The company’s tender for dismantling the 118-year-old structure, believed to be the oldest building in the country and which dates back to Samoa’s period of German colonial administration, was to the amount of $72,990.
The Ministry of Finance’s Chief Executive Officer, Leasiosiofaasisina Oscar Malielegaoi, speaking in his capacity as a member of the Tender Board, confirmed Schwarz was the sole bidder.
“I confirm that when the tender, which was publicly advertised, for the old courthouse demolition closed, only one bidder, Schwarz Construction, [had] submitted a bid,” he said in an email.
The location of the demolished building is set to become the new headquarters for the Samoa International Financial Authority (S.I.F.A.).

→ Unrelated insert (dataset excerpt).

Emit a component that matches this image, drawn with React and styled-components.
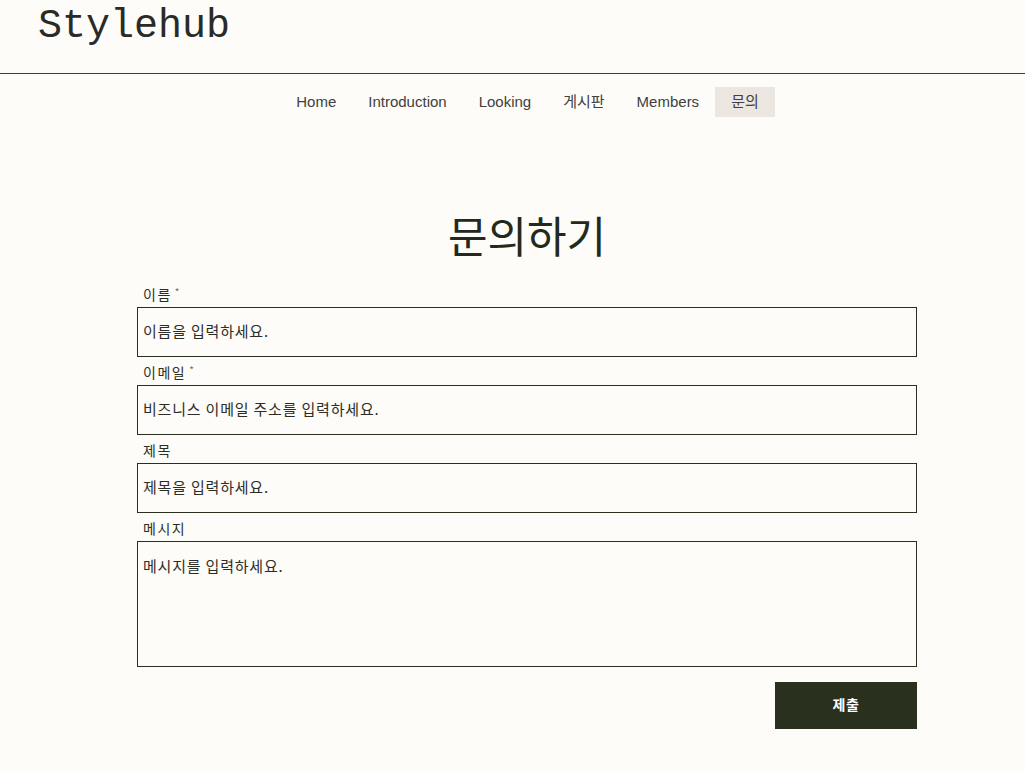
import React from "react";
import styled, { createGlobalStyle } from "styled-components";

const GlobalStyle = createGlobalStyle`
  html, body {
    margin: 0;
    padding: 0;
    background: #fdfcf9;
  }
  body {
    font-family: "Liberation Sans", "Noto Sans CJK KR", sans-serif;
    color: #2a301e;
  }
  * { box-sizing: border-box; }
`;

const Page = styled.div`
  min-height: 771px;
  background: #fdfcf9;
`;

const Header = styled.header`
  height: 74px;
  padding: 7px 0 0 38px;
  border-bottom: 1px solid #3d3d33;
`;

const Logo = styled.div`
  font-family: "Liberation Mono", monospace;
  font-size: 40px;
  line-height: 40px;
  color: #2a2a26;
`;

const Nav = styled.nav`
  display: flex;
  justify-content: center;
  padding-left: 30px;
  margin-top: 13px;
`;

const NavItem = styled.a`
  display: block;
  height: 30px;
  line-height: 30px;
  padding: 0 16px;
  font-family: "Liberation Sans", "Noto Sans CJK KR", sans-serif;
  font-size: 15px;
  color: #404040;
  text-decoration: none;
  background: ${(p) => (p.$active ? "#ebe6e0" : "transparent")};
`;

const Main = styled.main`
  display: flex;
  flex-direction: column;
  align-items: center;
  padding-left: 29px;
`;

const Title = styled.h1`
  margin: 92px 0 26px;
  font-family: "Noto Sans CJK KR", sans-serif;
  font-weight: 400;
  font-size: 43px;
  line-height: 50px;
  color: #232a1c;
`;

const Form = styled.form`
  width: 780px;
  display: flex;
  flex-direction: column;
  gap: 6px;
`;

const Field = styled.div`
  display: flex;
  flex-direction: column;
`;

const Label = styled.label`
  font-family: "Noto Sans CJK KR", sans-serif;
  font-size: 14px;
  letter-spacing: 1.5px;
  line-height: 18px;
  height: 18px;
  padding-left: 6px;
  margin-bottom: 4px;
  color: #2a301e;
`;

const Req = styled.span`
  font-size: 10px;
  line-height: 0;
  position: relative;
  top: -4px;
  margin-left: 3px;
  color: #6b6b6b;
`;

const inputBase = `
  width: 100%;
  border: 1px solid #2a301e;
  background: transparent;
  font-family: "Noto Sans CJK KR", sans-serif;
  font-size: 15px;
  letter-spacing: 0.8px;
  color: #2a301e;
  outline: none;
  &::placeholder {
    color: #2d2d28;
    opacity: 1;
  }
`;

const Input = styled.input`
  ${inputBase}
  height: 50px;
  padding: 0 5px 4px;
`;

const TextArea = styled.textarea`
  ${inputBase}
  height: 126px;
  padding: 15px 5px;
  line-height: 18px;
  resize: none;
  display: block;
`;

const Actions = styled.div`
  display: flex;
  justify-content: flex-end;
  margin-top: 9px;
`;

const Submit = styled.button`
  width: 142px;
  height: 47px;
  padding: 0 0 3px;
  border: none;
  background: #29301e;
  color: #ffffff;
  font-family: "Noto Sans CJK KR", sans-serif;
  font-weight: 700;
  font-size: 14px;
  letter-spacing: 0.5px;
  cursor: pointer;
`;

const navItems = ["Home", "Introduction", "Looking", "게시판", "Members", "문의"];

export default function App() {
  return (
    <Page>
      <GlobalStyle />
      <Header>
        <Logo>Stylehub</Logo>
      </Header>
      <Nav>
        {navItems.map((item) => (
          <NavItem key={item} href="#" $active={item === "문의"}>
            {item}
          </NavItem>
        ))}
      </Nav>
      <Main>
        <Title>문의하기</Title>
        <Form onSubmit={(e) => e.preventDefault()}>
          <Field>
            <Label>
              이름<Req>*</Req>
            </Label>
            <Input placeholder="이름을 입력하세요." />
          </Field>
          <Field>
            <Label>
              이메일<Req>*</Req>
            </Label>
            <Input placeholder="비즈니스 이메일 주소를 입력하세요." />
          </Field>
          <Field>
            <Label>제목</Label>
            <Input placeholder="제목을 입력하세요." />
          </Field>
          <Field>
            <Label>메시지</Label>
            <TextArea placeholder="메시지를 입력하세요." />
          </Field>
          <Actions>
            <Submit type="submit">제출</Submit>
          </Actions>
        </Form>
      </Main>
    </Page>
  );
}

S.I.F.A.’s advertisement for contractors to demolish the courthouse was published in early 2020, with a final deadline for bids set on 27 January.
The Schwarz Construction company is owned by Alai’asa Schwartz Hunt.
Last week the Managing Director of the company, Alai’asa, told the Samoa Observer they are not going to damage the building’s raw materials and intend to rebuild a replica of the original.
He told the Samoa Observer that he plans to restore the building with a replica of the site with a view to possibly running it as a tourist enterprise.
“We have plans to relocate the building but we’re currently looking for land in town to do it. My dream is to rebuild a replica of the original building,” Alaiasa said.
“I want to return it to its former glory. We have plans to relocate the building but we’re currently looking for land in town to do it. My dream is to rebuild a replica of the original building. I want to return it to its former glory.”
He said the building is an authentic example of colonial-era architecture that can no longer be found..
“We're excited to uncover what lies beneath and we're not going to just get a machine and bulldoze the whole thing down,” Alaiasa said.
“We're going to painstakingly pull apart piece by piece each material until we finish and the plan is to salvage as much as possible for the rebuilding".